Circle of friends: The Schoolroom, a 1931 lithograph by Vanessa Bell, is part of an exhibit exploring the work of the early twentieth-century artists and writers known as the Blooms-bury Group. "A Room of Their Own: The Bloomsbury Artists in American Collections" is on display at the Johnson Museum through October 18.

 

Fossil find: Ithaca's Paleontological Research Institution has been given a large collection of Antarctic invertebrates, including this heteromorphic ammonite, related to the nautilus. The Cornell-affiliated institution will create an online exhibit of the collection.

 

Theater Ensemble Co-Founder Dies in Two-Car Crash

Martha Dewey

Martha Dewey, longtime director of the Cornell Interactive Theater Ensemble (CITE), was killed in June in a head-on collision with another car whose driver was allegedly intoxicated. The fifty-five-year-old Dewey was a co-founder of CITE, a program in the Office of Human Resources that uses theater exercises to educate groups on campus and in the corporate world about diversity issues. In 2001, the troupe won Cornell's James A. Perkins Award for Interracial Understanding and Harmony. Dewey is survived by her husband, Kent Goetz, a professor of scenic design, and three siblings.

 

Underwater Vehicle Team Wins National Competition

The Cornell Autonomous Underwater Vehicle team took home top honors—and a $10,000 prize—at a national competition in San Diego in August.
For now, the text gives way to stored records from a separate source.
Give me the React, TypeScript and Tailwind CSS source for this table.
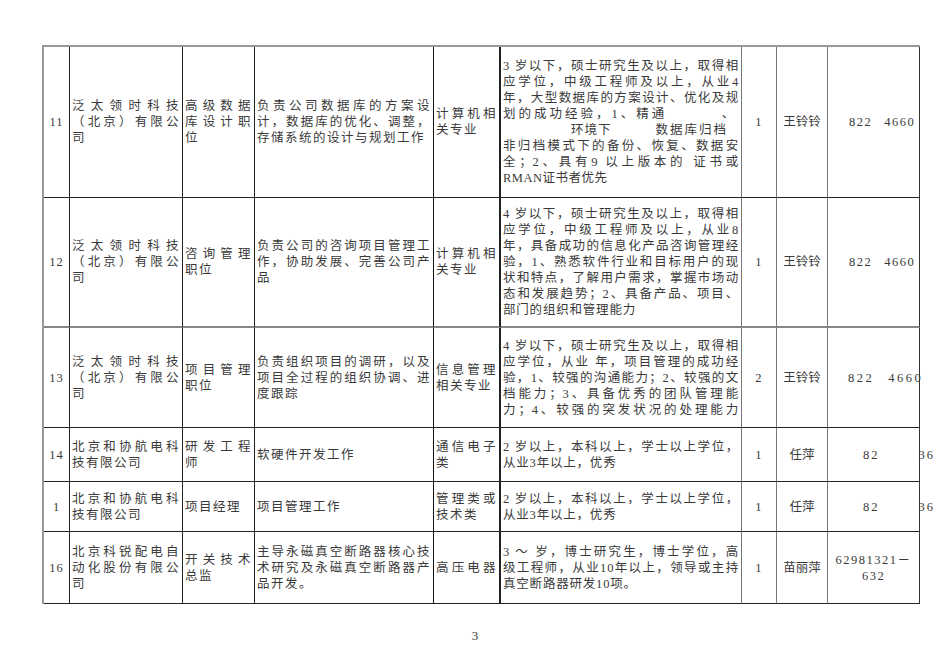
import type { ReactNode } from 'react';

type Row = {
  num: string;
  company: string[];
  position: string[];
  duty: string[];
  major: string[];
  majorFull?: boolean;
  req: ReactNode;
  count: string;
  name: string;
  phone: ReactNode;
};

const FANTAI = ['泛太领时科技', '（北京）有限公', '司'];
const HEXIE = ['北京和协航电科', '技有限公司'];

// column widths: 26 113 72 179 67 241 35 51 92
const COL_BORDER = [
  'border-r border-r-[#222]',
  'border-r border-r-[#222]',
  'border-r border-r-[#222]',
  'border-r border-r-[#111]',
  'border-r-2 border-r-[#222]',
  'border-r border-r-[#777]',
  'border-r border-r-[#777]',
  'border-r border-r-[#777]',
  'border-r border-r-[#333]',
];

const ROW_BORDER = [
  'border-b border-b-[#222]',
  'border-b-2 border-b-[#888]',
  'border-b border-b-[#222]',
  'border-b border-b-[#222]',
  'border-b border-b-[#222]',
  'border-b border-b-[#222]',
];

function Lines({ lines, full }: { lines: string[]; full?: boolean }) {
  return (
    <div>
      {lines.map((l, i) => (
        <div
          key={i}
          className={
            full || i < lines.length - 1
              ? 'text-justify [text-align-last:justify]'
              : 'text-left'
          }
        >
          {l}
        </div>
      ))}
    </div>
  );
}

function Phone({ a, b, gap, tr }: { a: string; b: string; gap: string; tr: string }) {
  return (
    <div className={`flex ${tr}`}>
      <span>{a}</span>
      <span className={gap}>{b}</span>
    </div>
  );
}

const req11 = (
  <div>
    <Lines
      lines={['3 岁以下，硕士研究生及以上，取得相', '应学位，中级工程师及以上，从业4', '年，大型数据库的方案设计、优化及规']}
      full
    />
    <div className="flex justify-between">
      <span className="tracking-[3px]">划的成功经验，1、精通</span>
      <span className="pr-[4px]">、</span>
    </div>
    <div className="flex pl-[68px]">
      <span className="tracking-[1px]">环境下</span>
      <span className="ml-[44px] tracking-[2px]">数据库归档</span>
    </div>
    <Lines lines={['非归档模式下的备份、恢复、数据安', '全；2、具有9 以上版本的 证书或']} full />
    <div className="tracking-[0.5px]">RMAN证书者优先</div>
  </div>
);

const ROWS: Row[] = [
  {
    num: '11',
    company: FANTAI,
    position: ['高级数据', '库设计职', '位'],
    duty: ['负责公司数据库的方案设', '计，数据库的优化、调整，', '存储系统的设计与规划工作'],
    major: ['计算机相', '关专业'],
    req: req11,
    count: '1',
    name: '王铃铃',
    phone: <Phone a="822" b="4660" gap="ml-[12px]" tr="pl-[19px] tracking-[1.5px]" />,
  },
  {
    num: '12',
    company: FANTAI,
    position: ['咨询管理', '职位'],
    duty: ['负责公司的咨询项目管理工', '作，协助发展、完善公司产', '品'],
    major: ['计算机相', '关专业'],
    req: (
      <Lines
        lines={[
          '4 岁以下，硕士研究生及以上，取得相',
          '应学位，中级工程师及以上，从业8',
          '年，具备成功的信息化产品咨询管理经',
          '验，1、熟悉软件行业和目标用户的现',
          '状和特点，了解用户需求，掌握市场动',
          '态和发展趋势；2、具备产品、项目、',
          '部门的组织和管理能力',
        ]}
      />
    ),
    count: '1',
    name: '王铃铃',
    phone: <Phone a="822" b="4660" gap="ml-[12px]" tr="pl-[19px] tracking-[1.5px]" />,
  },
  {
    num: '13',
    company: FANTAI,
    position: ['项目管理', '职位'],
    duty: ['负责组织项目的调研，以及', '项目全过程的组织协调、进', '度跟踪'],
    major: ['信息管理', '相关专业'],
    req: (
      <Lines
        lines={[
          '4 岁以下，硕士研究生及以上，取得相',
          '应学位，从业 年，项目管理的成功经',
          '验，1、较强的沟通能力；2、较强的文',
          '档能力；3、具备优秀的团队管理能',
          '力；4、较强的突发状况的处理能力',
        ]}
        full
      />
    ),
    count: '2',
    name: '王铃铃',
    phone: <Phone a="822" b="4660" gap="ml-[14px]" tr="pl-[18px] tracking-[2.5px]" />,
  },
  {
    num: '14',
    company: HEXIE,
    position: ['研发工程', '师'],
    duty: ['软硬件开发工作'],
    major: ['通信电子', '类'],
    req: <Lines lines={['2 岁以上，本科以上，学士以上学位，', '从业3年以上，优秀']} />,
    count: '1',
    name: '任萍',
    phone: <Phone a="82" b="36" gap="ml-[39px]" tr="pl-[33px] tracking-[2px]" />,
  },
  {
    num: '1',
    company: HEXIE,
    position: ['项目经理'],
    duty: ['项目管理工作'],
    major: ['管理类或', '技术类'],
    req: <Lines lines={['2 岁以上，本科以上，学士以上学位，', '从业3年以上，优秀']} />,
    count: '1',
    name: '任萍',
    phone: <Phone a="82" b="36" gap="ml-[39px]" tr="pl-[33px] tracking-[2px]" />,
  },
  {
    num: '16',
    company: ['北京科锐配电自', '动化股份有限公', '司'],
    position: ['开关技术', '总监'],
    duty: ['主导永磁真空断路器核心技', '术研究及永磁真空断路器产', '品开发。'],
    major: ['高压电器'],
    majorFull: true,
    req: (
      <Lines
        lines={['3 ～  岁，博士研究生，博士学位，高', '级工程师，从业10年以上，领导或主持', '真空断路器研发10项。']}
      />
    ),
    count: '1',
    name: '苗丽萍',
    phone: (
      <div className="text-center tracking-[1.5px]">
        <div>62981321－</div>
        <div>632</div>
      </div>
    ),
  },
];

function Cell({ col, row, className, children }: { col: number; row: number; className?: string; children: ReactNode }) {
  return (
    <div className={`flex flex-col justify-center px-[2px] ${COL_BORDER[col]} ${ROW_BORDER[row]} ${className ?? ''}`}>
      {children}
    </div>
  );
}

export default function App() {
  return (
    <div className="min-h-[672px] w-[950px] bg-white pt-[45px] font-['Liberation_Serif','Noto_Sans_CJK_SC',serif] text-[12.5px] leading-[16px] tracking-[1.5px] text-[#3a3a3a]">
      <div className="ml-[42px] grid w-[878px] grid-cols-[26px_113px_72px_179px_67px_241px_35px_51px_92px] grid-rows-[151px_130px_100px_54px_50px_72px] border-l-2 border-t-2 border-l-[#999] border-t-[#999]">
        {ROWS.map((r, i) => (
          <div key={i} className="contents">
            <Cell col={0} row={i} className="items-center tracking-[1px]">
              {r.num}
            </Cell>
            <Cell col={1} row={i}>
              <Lines lines={r.company} />
            </Cell>
            <Cell col={2} row={i}>
              <Lines lines={r.position} />
            </Cell>
            <Cell col={3} row={i}>
              <Lines lines={r.duty} />
            </Cell>
            <Cell col={4} row={i}>
              <Lines lines={r.major} full={r.majorFull} />
            </Cell>
            <Cell col={5} row={i} className="tracking-[0.8px]">
              {r.req}
            </Cell>
            <Cell col={6} row={i} className="items-center">
              {r.count}
            </Cell>
            <Cell col={7} row={i} className="items-center tracking-[0px]">
              {r.name}
            </Cell>
            <Cell col={8} row={i} className="px-0">
              {r.phone}
            </Cell>
          </div>
        ))}
      </div>
      <p className="mt-[24px] text-center text-[13px] tracking-normal">3</p>
    </div>
  );
}
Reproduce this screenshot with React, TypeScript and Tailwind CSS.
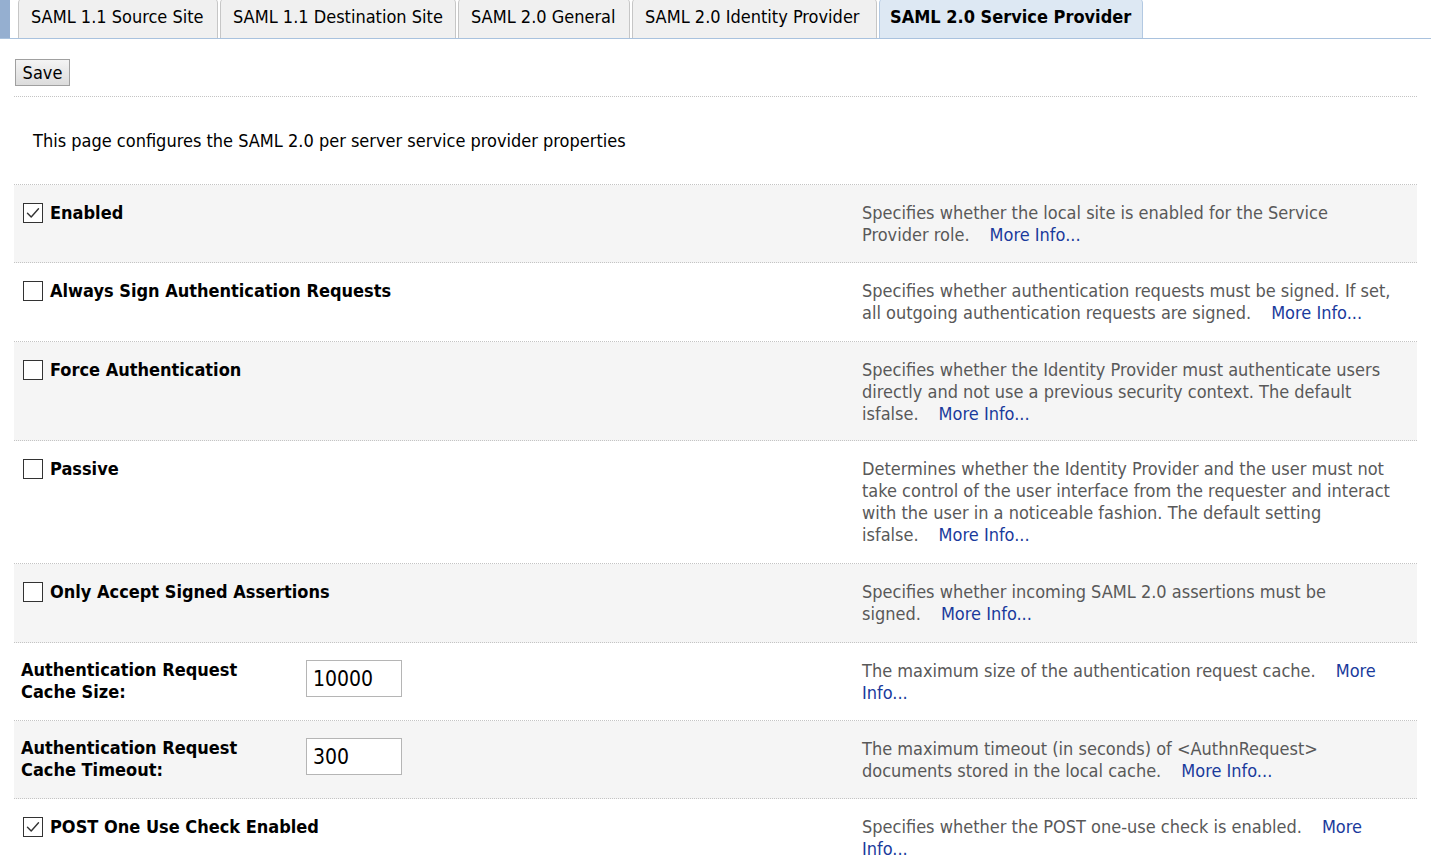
import React from "react";

const FONT = '"DejaVu Sans Condensed", "DejaVu Sans", Tahoma, sans-serif';

type Row = {
  kind: "check" | "input";
  label: string;
  checked?: boolean;
  value?: string;
  desc: string;
  pb: string;
};

const rows: Row[] = [
  { kind: "check", label: "Enabled", checked: true, pb: "pb-[16px]", desc: "Specifies whether the local site is enabled for the Service Provider role." },
  { kind: "check", label: "Always Sign Authentication Requests", pb: "pb-[17px]", desc: "Specifies whether authentication requests must be signed. If set, all outgoing authentication requests are signed." },
  { kind: "check", label: "Force Authentication", pb: "pb-[15px]", desc: "Specifies whether the Identity Provider must authenticate users directly and not use a previous security context. The default isfalse." },
  { kind: "check", label: "Passive", pb: "pb-[17px]", desc: "Determines whether the Identity Provider and the user must not take control of the user interface from the requester and interact with the user in a noticeable fashion. The default setting isfalse." },
  { kind: "check", label: "Only Accept Signed Assertions", pb: "pb-[17px]", desc: "Specifies whether incoming SAML 2.0 assertions must be signed." },
  { kind: "input", label: "Authentication Request Cache Size:", value: "10000", pb: "pb-[16px]", desc: "The maximum size of the authentication request cache." },
  { kind: "input", label: "Authentication Request Cache Timeout:", value: "300", pb: "pb-[16px]", desc: "The maximum timeout (in seconds) of <AuthnRequest> documents stored in the local cache." },
  { kind: "check", label: "POST One Use Check Enabled", checked: true, pb: "pb-[16px]", desc: "Specifies whether the POST one-use check is enabled." },
];

const tabs = [
  { name: "SAML 1.1 Source Site", w: 200 },
  { name: "SAML 1.1 Destination Site", w: 236 },
  { name: "SAML 2.0 General", w: 172 },
  { name: "SAML 2.0 Identity Provider", w: 245 },
  { name: "SAML 2.0 Service Provider", w: 264, active: true },
];

function CheckBox({ checked }: { checked?: boolean }) {
  return (
    <span className="inline-flex h-[20px] w-[20px] shrink-0 items-center justify-center border border-[#333333] bg-white">
      {checked && (
        <svg width="16" height="16" viewBox="0 0 16 16" fill="none">
          <path d="M2.5 8.2 L6.2 12 L13.5 3.8" stroke="#333333" strokeWidth="1.4" strokeLinecap="round" strokeLinejoin="round" />
        </svg>
      )}
    </span>
  );
}

function Desc({ text }: { text: string }) {
  const idx = text.lastIndexOf(" ");
  const head = text.slice(0, idx);
  const last = text.slice(idx + 1);
  return (
    <div className="text-[18px] leading-[22px] text-[#595959]">
      {head}{" "}
      <span className="whitespace-nowrap">
        {last}
        <a className="ml-[20px] text-[#1a3a9c]">More</a>
      </span>{" "}
      <a className="text-[#1a3a9c]">Info...</a>
    </div>
  );
}

export default function App() {
  return (
    <div className="min-h-[859px] w-[1431px] overflow-hidden bg-white text-black" style={{ fontFamily: FONT }}>
      {/* Tab bar */}
      <div className="flex h-[39px] items-end border-b border-[#a9c2de]">
        <div className="h-[39px] w-[10px] shrink-0 bg-[#95afd0]" />
        <div className="ml-[8px] flex h-[39px] items-end gap-[2px]">
          {tabs.map((t) => (
            <div
              key={t.name}
              className={
                t.active
                  ? "flex h-[40px] items-start rounded-t-[5px] border border-b-0 border-[#b3c9e2] bg-[#dde8f3] px-[10px] pt-[7px] text-[18px] font-bold"
                  : "flex h-[40px] items-start rounded-t-[5px] border border-b-0 border-[#c6c6c6] bg-[#f0f0f0] px-[12px] pt-[7px] text-[18px]"
              }
              style={{ width: t.w }}
            >
              <span className="whitespace-nowrap leading-[22px]">{t.name}</span>
            </div>
          ))}
        </div>
      </div>

      <div className="px-[14px]">
        <div className="border-b border-dotted border-[#c4c4c4] pb-[10px] pt-[20px]">
          <button className="ml-[1px] h-[27px] w-[55px] border border-[#a0a0a0] bg-gradient-to-b from-[#f4f4f4] to-[#dcdcdc] text-[18px] leading-[22px] text-black" style={{ fontFamily: FONT }}>
            Save
          </button>
        </div>

        <div className="border-b border-dotted border-[#c4c4c4] px-[19px] pb-[32px] pt-[33px] text-[18px] leading-[22px]">
          This page configures the SAML 2.0 per server service provider properties
        </div>

        {rows.map((r, i) => (
          <div
            key={r.label}
            className={
              "grid grid-cols-[848px_532px] border-b border-dotted border-[#c4c4c4] pt-[17px] " +
              r.pb +
              " " +
              (i % 2 === 0 ? "bg-[#f5f5f5]" : "bg-white")
            }
          >
            {r.kind === "check" ? (
              <div className="flex items-center gap-[7px] self-start pl-[9px] pt-[1px]">
                <CheckBox checked={r.checked} />
                <span className="text-[18px] font-bold leading-[20px]">{r.label}</span>
              </div>
            ) : (
              <div className="flex items-start pl-[7px]">
                <span className="-mt-[1px] w-[250px] text-[18px] font-bold leading-[22px]">{r.label}</span>
                <input
                  readOnly
                  value={r.value}
                  className="ml-[35px] h-[37px] w-[96px] border border-[#b5b5b5] bg-white px-[6px] text-[21px] text-black outline-none"
                  style={{ fontFamily: FONT }}
                />
              </div>
            )}
            <Desc text={r.desc} />
          </div>
        ))}
      </div>
    </div>
  );
}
At the twelfth annual Association for Unmanned Vehicle Systems International/Office of Naval Research competition, Cornell's new Nova sub enjoyed a flawless eleven-minute run, becoming the only team to complete every element of the course. Its challenges included dodging barbed wire, firing torpedoes, and retrieving a pinging briefcase. Composed entirely of undergrads— from three colleges and thirteen majors—the team was one of thirty competing in San Diego.

 

University Benefactor L. Sanford Reis Dies at 101

L. Sanford Reis

L. Sanford Reis '29, a longtime Cornell benefactor—whose gifts include a tennis center, the main stage of the University theater, the renovation of a hydroelectric plant, a scholarship fund, and a lecture series in Arabic studies—died in Florida on June 27. After attending Cornell on a full scholarship, Reis worked on Wall Street before forming companies in construction and financial advising. His wife, Josephine Goodale Mills '29, died in 2005. Reis is survived by two children, Curtis Sanford Reis '56 and Dale Reis Johnson '58; five grandchildren, including Blythe Reis '80 and Karin Johnson '86; and eight great-grandchildren, including Myles Rowland '11.

 

CU Heads USDA-Funded Ag Project in Bangladesh

As part of a $212 million USDA Food for Progress program, Cornell will lead an international agricultural assistance project in Bangladesh. The effort, funded with upwards of $5.5 million from the USDA, will be overseen by soil science and international agriculture professor John Duxbury and senior research associate Julie Lauren, PhD '91; it will seek solutions to the environmental constraints limiting food production in Bangladesh, such as acidic soil, lack of groundwater for irrigation, and arsenic contamination. Says Duxbury: "Our primary role is to implement an outreach project, rather than research."